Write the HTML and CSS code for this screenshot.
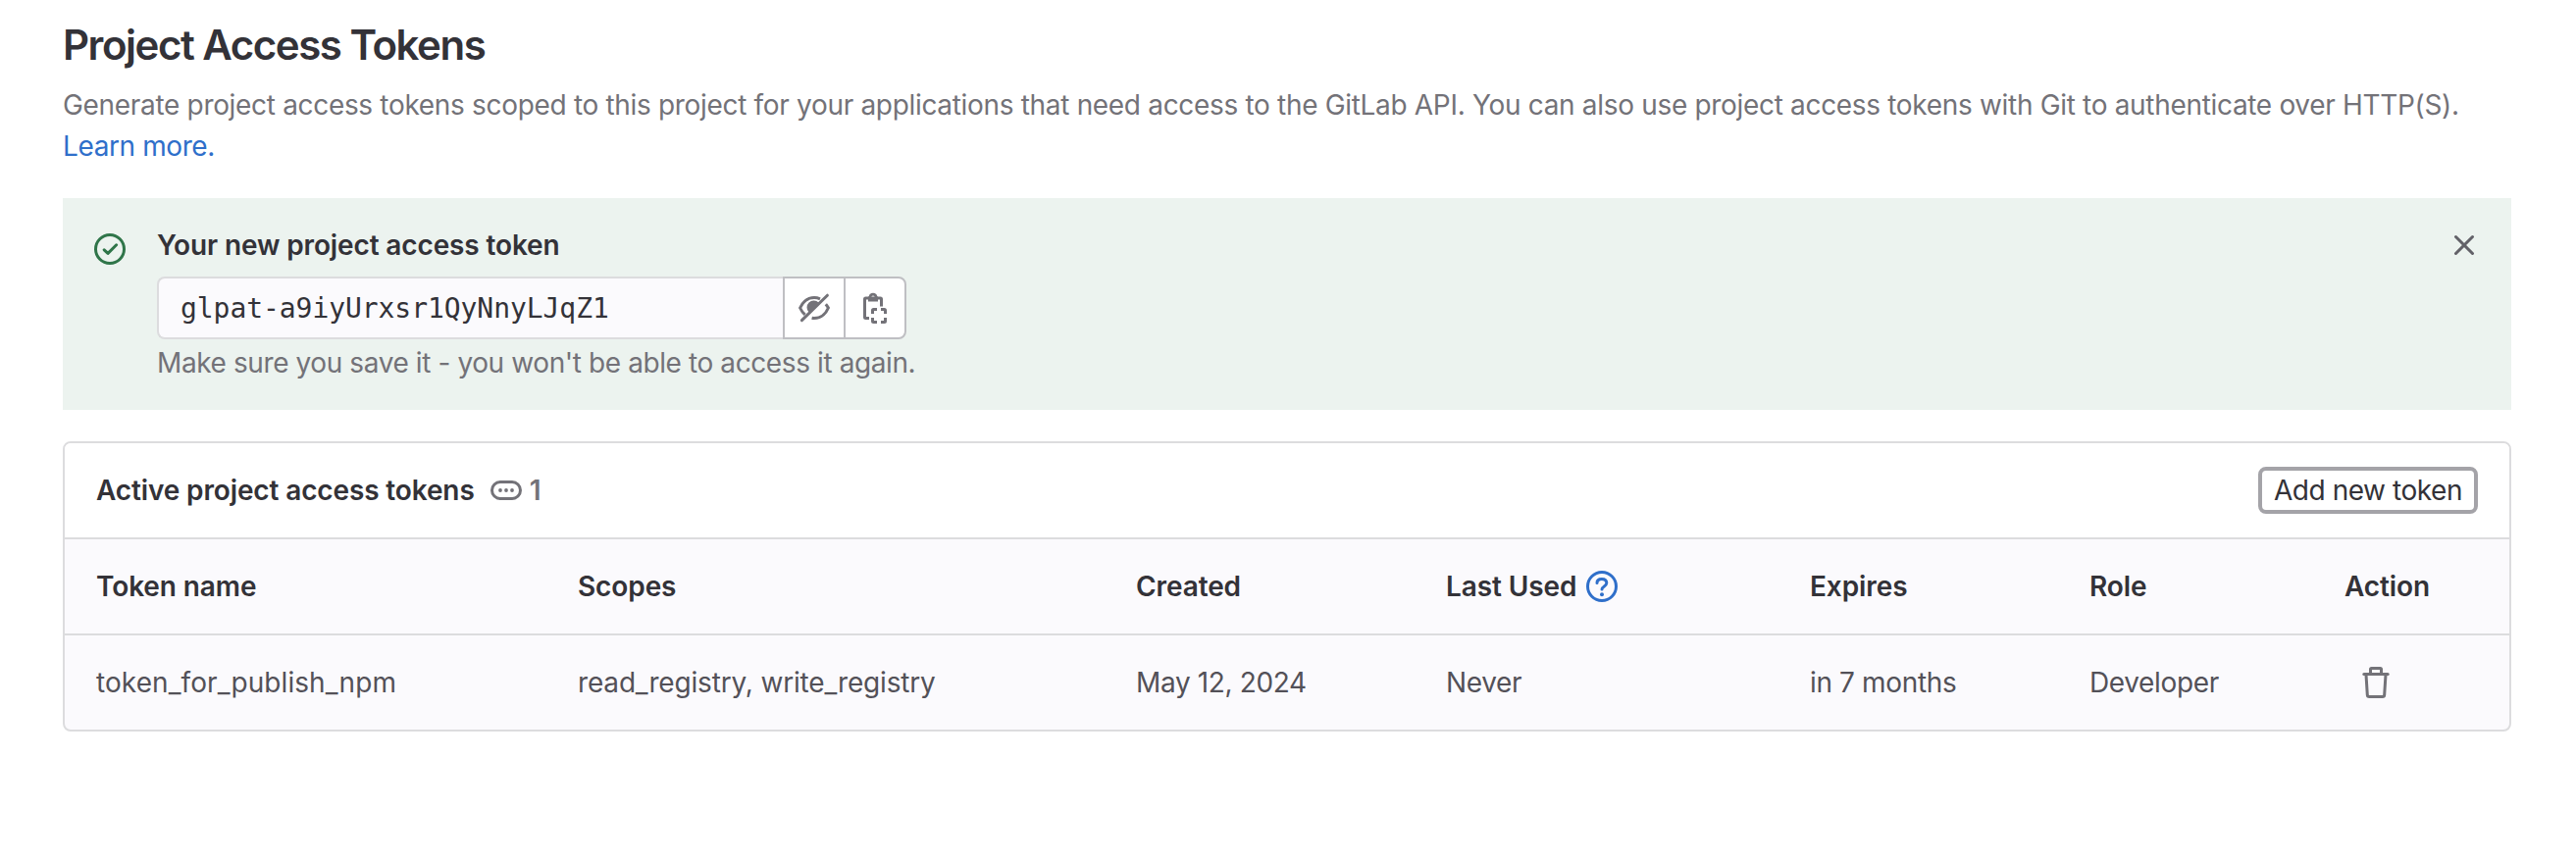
FILE: index.html
```html
<!DOCTYPE html>
<html lang="en">
<head>
<meta charset="utf-8">
<title>Project Access Tokens</title>
<link rel="stylesheet" href="styles.css">
</head>
<body>
<main class="page">
  <h1 class="page-title">Project Access Tokens</h1>
  <p class="page-description">Generate project access tokens scoped to this project for your applications that need access to the GitLab API. You can also use project access tokens with Git to authenticate over HTTP(S).<br><a class="link" href="#">Learn more.</a></p>

  <section class="alert">
    <svg class="icon alert-icon" viewBox="0 0 16 16"><circle cx="8" cy="8" r="7.25"/><path d="M5.1 8.4 7 10.2l4.3-4.3" stroke-linecap="round" stroke-linejoin="round"/></svg>
    <div class="alert-body">
      <h2 class="alert-title">Your new project access token</h2>
      <div class="input-group">
        <div class="token-value">glpat-a9iyUrxsr1QyNnyLJqZ1</div>
        <button class="input-button" aria-label="Hide token">
          <svg class="icon" viewBox="0 0 16 16"><path d="M11 3.4C10.1 3 9.1 2.75 8 2.75 4 2.75 1.7 5.9.8 8c.5 1.1 1.2 2.3 2.5 3.4M13.9 6.1c.6.7 1 1.3 1.3 1.9-.9 2.1-3.2 5.250-7.2 5.250-.4 0-.8 0-1.2-.1"/><path d="m1.7 14.3 13-12.7" stroke-linecap="round"/><path class="fill" d="M5.3 10.3A3 3 0 0 1 10.3 5.3z"/></svg>
        </button>
        <button class="input-button input-button-last" aria-label="Copy token">
          <svg class="icon" viewBox="0 0 16 16"><path d="M5 13.25H3.25a.5.5 0 0 1-.5-.5v-9.3a.5.5 0 0 1 .5-.5h7.5a.5.5 0 0 1 .5.5V7.2"/><path class="fill" fill-rule="evenodd" d="M4.5 4.8V2.2h.3a2.25 2.25 0 0 1 4.4 0h.3v2.6zM7 3.4a.85.85 0 1 0 0-1.7.85.85 0 0 0 0 1.7z"/><path d="M6.75 11V9.25a.5.5 0 0 1 .5-.5H9M11 8.75h1.75a.5.5 0 0 1 .5.5V11M13.25 13v1.75a.5.5 0 0 1-.5.5H11M9 15.25H7.25a.5.5 0 0 1-.5-.5V13"/></svg>
        </button>
      </div>
      <p class="alert-help">Make sure you save it - you won't be able to access it again.</p>
    </div>
    <button class="close" aria-label="Dismiss"><svg class="icon" viewBox="0 0 16 16"><path d="m3.750 3.750 8.500 8.500m0-8.500-8.500 8.500" stroke-linecap="round"/></svg></button>
  </section>

  <section class="card">
    <header class="card-header">
      <h2 class="card-title">Active project access tokens</h2>
      <span class="card-count"><svg class="icon" viewBox="0 0 16 16"><rect x=".75" y="3.75" width="14.5" height="8.5" rx="4.25"/><g class="fill"><circle cx="5" cy="8" r=".95"/><circle cx="8" cy="8" r=".95"/><circle cx="11" cy="8" r=".95"/></g></svg>1</span>
      <button class="add-button">Add new token</button>
    </header>
    <div class="table">
      <div class="row row-head">
        <div>Token name</div>
        <div>Scopes</div>
        <div>Created</div>
        <div class="cell-help">Last Used<svg class="icon help-icon" viewBox="0 0 16 16"><circle cx="8" cy="8" r="7.25"/><path d="M5.5 6.2C5.5 4.9 6.5 4.2 7.9 4.2c1.5 0 2.5.8 2.5 2.1 0 1.6-2.4 1.7-2.4 3.2" stroke-linecap="round"/><circle class="fill" cx="8" cy="12.1" r="1"/></svg></div>
        <div>Expires</div>
        <div>Role</div>
        <div>Action</div>
      </div>
      <div class="row">
        <div class="cell-name">token_for_publish_npm</div>
        <div class="cell-scopes">read_registry, write_registry</div>
        <div>May 12, 2024</div>
        <div>Never</div>
        <div>in 7 months</div>
        <div>Developer</div>
        <div class="cell-action"><svg class="icon" viewBox="0 0 16 16"><path d="M1.9 3.75h12.2" stroke-linecap="round"/><path d="M5.25 3.5V1.25a.5.5 0 0 1 .5-.5h4.5a.5.5 0 0 1 .5.5V3.5M3 4l.65 10.3a1 1 0 0 0 1 .95h6.7a1 1 0 0 0 1-.95L13 4"/></svg></div>
      </div>
    </div>
  </section>
</main>
</body>
</html>
```

FILE: styles.css
```css
* { box-sizing: border-box; }

body {
  margin: 0;
  background: #fff;
  color: #333238;
  font: 28px/42px Inter, "Noto Sans", sans-serif;
}

h1, h2, p { margin: 0; }

button {
  margin: 0;
  padding: 0;
  border: 0;
  background: none;
  color: inherit;
  font: inherit;
}

.page { padding: 20px 66px 0 64px; }

.page-title {
  font-size: 42px;
  font-weight: 600;
  line-height: 52px;
  letter-spacing: -1.47px;
}

.page-description {
  margin-top: 14px;
  color: #737278;
  letter-spacing: -0.32px;
  white-space: nowrap;
}

.link { color: #2f6fca; letter-spacing: -0.4px; text-decoration: none; }

.icon {
  display: block;
  flex: none;
  width: 32px;
  height: 32px;
  fill: none;
  stroke: currentColor;
  stroke-width: 1.5;
}

.fill { fill: currentColor; stroke: none; }

.alert {
  display: flex;
  height: 216px;
  margin-top: 32px;
  padding: 27px 32px;
  background: #ecf3ef;
}

.alert-icon { margin: 9px 32px 0 0; color: #2f7549; }
.alert-body { flex: 1; }

.alert-title,
.card-title {
  font-size: 28px;
  font-weight: 600;
  line-height: 42px;
  letter-spacing: -0.13px;
}

.input-group { display: flex; width: 764px; height: 64px; margin-top: 11px; }

.token-value {
  flex: 1;
  padding: 1px 22px 0;
  border: 2px solid #dcdcde;
  border-right: 0;
  border-radius: 8px 0 0 8px;
  background: #fbfafd;
  font: 28px/60px "DejaVu Sans Mono", monospace;
  letter-spacing: -0.06px;
}

.input-button {
  display: flex;
  align-items: center;
  justify-content: center;
  width: 62px;
  border: 2px solid #bfbfc3;
  border-right: 0;
  background: #fff;
  color: #737278;
}

.input-button-last { width: 64px; border-right: 2px solid #bfbfc3; border-radius: 0 8px 8px 0; }
.alert-help { margin-top: 3px; color: #737278; letter-spacing: -0.4px; }
.close { height: 32px; margin-top: 5px; color: #626168; }

.card {
  margin-top: 32px;
  border: 2px solid #dcdcde;
  border-radius: 8px;
  background: #fbfafd;
  overflow: hidden;
}

.card-header {
  display: flex;
  align-items: center;
  height: 98px;
  padding: 0 32px;
  border-bottom: 2px solid #dcdcde;
  background: #fff;
}

.card-count {
  display: flex;
  align-items: center;
  gap: 8px;
  margin-left: 16px;
  color: #737278;
  font-weight: 600;
}

.add-button {
  width: 224px;
  height: 48px;
  margin-left: auto;
  border: 4px solid #a4a3a8;
  border-radius: 8px;
  background: #fff;
  letter-spacing: -0.45px;
  line-height: 40px;
  white-space: nowrap;
}

.row {
  display: grid;
  grid-template-columns: 491px 569px 316px 371px 285px 260px 1fr;
  align-items: center;
  height: 96px;
  padding-left: 32px;
  color: #535158;
  letter-spacing: -0.36px;
}

.row-head {
  height: 98px;
  border-bottom: 2px solid #dcdcde;
  color: #333238;
  font-weight: 600;
  letter-spacing: -0.1px;
}

.cell-name { letter-spacing: 0.08px; }
.cell-scopes { letter-spacing: -0.17px; }
.cell-help { display: flex; align-items: center; }
.help-icon { margin-left: 10px; color: #2f6fca; }
.cell-action { padding-left: 16px; color: #737278; }
```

> [YOUR INSTRUCTIONS] Leave out the pictures and copy the rest of the material above exactly.

> [ANSWER FOR THIS EXERCISE]
Write the HTML and CSS code for this screenshot.
FILE: index.html
```html
<!DOCTYPE html>
<html lang="en">
<head>
<meta charset="utf-8">
<title>Project Access Tokens</title>
<link rel="stylesheet" href="styles.css">
</head>
<body>
<main class="page">
  <h1 class="page-title">Project Access Tokens</h1>
  <p class="page-description">Generate project access tokens scoped to this project for your applications that need access to the GitLab API. You can also use project access tokens with Git to authenticate over HTTP(S).<br><a class="link" href="#">Learn more.</a></p>

  <section class="alert">
    <svg class="icon alert-icon" viewBox="0 0 16 16"><circle cx="8" cy="8" r="7.25"/><path d="M5.1 8.4 7 10.2l4.3-4.3" stroke-linecap="round" stroke-linejoin="round"/></svg>
    <div class="alert-body">
      <h2 class="alert-title">Your new project access token</h2>
      <div class="input-group">
        <div class="token-value">glpat-a9iyUrxsr1QyNnyLJqZ1</div>
        <button class="input-button" aria-label="Hide token">
          <svg class="icon" viewBox="0 0 16 16"><path d="M11 3.4C10.1 3 9.1 2.75 8 2.75 4 2.75 1.7 5.9.8 8c.5 1.1 1.2 2.3 2.5 3.4M13.9 6.1c.6.7 1 1.3 1.3 1.9-.9 2.1-3.2 5.250-7.2 5.250-.4 0-.8 0-1.2-.1"/><path d="m1.7 14.3 13-12.7" stroke-linecap="round"/><path class="fill" d="M5.3 10.3A3 3 0 0 1 10.3 5.3z"/></svg>
        </button>
        <button class="input-button input-button-last" aria-label="Copy token">
          <svg class="icon" viewBox="0 0 16 16"><path d="M5 13.25H3.25a.5.5 0 0 1-.5-.5v-9.3a.5.5 0 0 1 .5-.5h7.5a.5.5 0 0 1 .5.5V7.2"/><path class="fill" fill-rule="evenodd" d="M4.5 4.8V2.2h.3a2.25 2.25 0 0 1 4.4 0h.3v2.6zM7 3.4a.85.85 0 1 0 0-1.7.85.85 0 0 0 0 1.7z"/><path d="M6.75 11V9.25a.5.5 0 0 1 .5-.5H9M11 8.75h1.75a.5.5 0 0 1 .5.5V11M13.25 13v1.75a.5.5 0 0 1-.5.5H11M9 15.25H7.25a.5.5 0 0 1-.5-.5V13"/></svg>
        </button>
      </div>
      <p class="alert-help">Make sure you save it - you won't be able to access it again.</p>
    </div>
    <button class="close" aria-label="Dismiss"><svg class="icon" viewBox="0 0 16 16"><path d="m3.750 3.750 8.500 8.500m0-8.500-8.500 8.500" stroke-linecap="round"/></svg></button>
  </section>

  <section class="card">
    <header class="card-header">
      <h2 class="card-title">Active project access tokens</h2>
      <span class="card-count"><svg class="icon" viewBox="0 0 16 16"><rect x=".75" y="3.75" width="14.5" height="8.5" rx="4.25"/><g class="fill"><circle cx="5" cy="8" r=".95"/><circle cx="8" cy="8" r=".95"/><circle cx="11" cy="8" r=".95"/></g></svg>1</span>
      <button class="add-button">Add new token</button>
    </header>
    <div class="table">
      <div class="row row-head">
        <div>Token name</div>
        <div>Scopes</div>
        <div>Created</div>
        <div class="cell-help">Last Used<svg class="icon help-icon" viewBox="0 0 16 16"><circle cx="8" cy="8" r="7.25"/><path d="M5.5 6.2C5.5 4.9 6.5 4.2 7.9 4.2c1.5 0 2.5.8 2.5 2.1 0 1.6-2.4 1.7-2.4 3.2" stroke-linecap="round"/><circle class="fill" cx="8" cy="12.1" r="1"/></svg></div>
        <div>Expires</div>
        <div>Role</div>
        <div>Action</div>
      </div>
      <div class="row">
        <div class="cell-name">token_for_publish_npm</div>
        <div class="cell-scopes">read_registry, write_registry</div>
        <div>May 12, 2024</div>
        <div>Never</div>
        <div>in 7 months</div>
        <div>Developer</div>
        <div class="cell-action"><svg class="icon" viewBox="0 0 16 16"><path d="M1.9 3.75h12.2" stroke-linecap="round"/><path d="M5.25 3.5V1.25a.5.5 0 0 1 .5-.5h4.5a.5.5 0 0 1 .5.5V3.5M3 4l.65 10.3a1 1 0 0 0 1 .95h6.7a1 1 0 0 0 1-.95L13 4"/></svg></div>
      </div>
    </div>
  </section>
</main>
</body>
</html>
```

FILE: styles.css
```css
* { box-sizing: border-box; }

body {
  margin: 0;
  background: #fff;
  color: #333238;
  font: 28px/42px Inter, "Noto Sans", sans-serif;
}

h1, h2, p { margin: 0; }

button {
  margin: 0;
  padding: 0;
  border: 0;
  background: none;
  color: inherit;
  font: inherit;
}

.page { padding: 20px 66px 0 64px; }

.page-title {
  font-size: 42px;
  font-weight: 600;
  line-height: 52px;
  letter-spacing: -1.47px;
}

.page-description {
  margin-top: 14px;
  color: #737278;
  letter-spacing: -0.32px;
  white-space: nowrap;
}

.link { color: #2f6fca; letter-spacing: -0.4px; text-decoration: none; }

.icon {
  display: block;
  flex: none;
  width: 32px;
  height: 32px;
  fill: none;
  stroke: currentColor;
  stroke-width: 1.5;
}

.fill { fill: currentColor; stroke: none; }

.alert {
  display: flex;
  height: 216px;
  margin-top: 32px;
  padding: 27px 32px;
  background: #ecf3ef;
}

.alert-icon { margin: 9px 32px 0 0; color: #2f7549; }
.alert-body { flex: 1; }

.alert-title,
.card-title {
  font-size: 28px;
  font-weight: 600;
  line-height: 42px;
  letter-spacing: -0.13px;
}

.input-group { display: flex; width: 764px; height: 64px; margin-top: 11px; }

.token-value {
  flex: 1;
  padding: 1px 22px 0;
  border: 2px solid #dcdcde;
  border-right: 0;
  border-radius: 8px 0 0 8px;
  background: #fbfafd;
  font: 28px/60px "DejaVu Sans Mono", monospace;
  letter-spacing: -0.06px;
}

.input-button {
  display: flex;
  align-items: center;
  justify-content: center;
  width: 62px;
  border: 2px solid #bfbfc3;
  border-right: 0;
  background: #fff;
  color: #737278;
}

.input-button-last { width: 64px; border-right: 2px solid #bfbfc3; border-radius: 0 8px 8px 0; }
.alert-help { margin-top: 3px; color: #737278; letter-spacing: -0.4px; }
.close { height: 32px; margin-top: 5px; color: #626168; }

.card {
  margin-top: 32px;
  border: 2px solid #dcdcde;
  border-radius: 8px;
  background: #fbfafd;
  overflow: hidden;
}

.card-header {
  display: flex;
  align-items: center;
  height: 98px;
  padding: 0 32px;
  border-bottom: 2px solid #dcdcde;
  background: #fff;
}

.card-count {
  display: flex;
  align-items: center;
  gap: 8px;
  margin-left: 16px;
  color: #737278;
  font-weight: 600;
}

.add-button {
  width: 224px;
  height: 48px;
  margin-left: auto;
  border: 4px solid #a4a3a8;
  border-radius: 8px;
  background: #fff;
  letter-spacing: -0.45px;
  line-height: 40px;
  white-space: nowrap;
}

.row {
  display: grid;
  grid-template-columns: 491px 569px 316px 371px 285px 260px 1fr;
  align-items: center;
  height: 96px;
  padding-left: 32px;
  color: #535158;
  letter-spacing: -0.36px;
}

.row-head {
  height: 98px;
  border-bottom: 2px solid #dcdcde;
  color: #333238;
  font-weight: 600;
  letter-spacing: -0.1px;
}

.cell-name { letter-spacing: 0.08px; }
.cell-scopes { letter-spacing: -0.17px; }
.cell-help { display: flex; align-items: center; }
.help-icon { margin-left: 10px; color: #2f6fca; }
.cell-action { padding-left: 16px; color: #737278; }
```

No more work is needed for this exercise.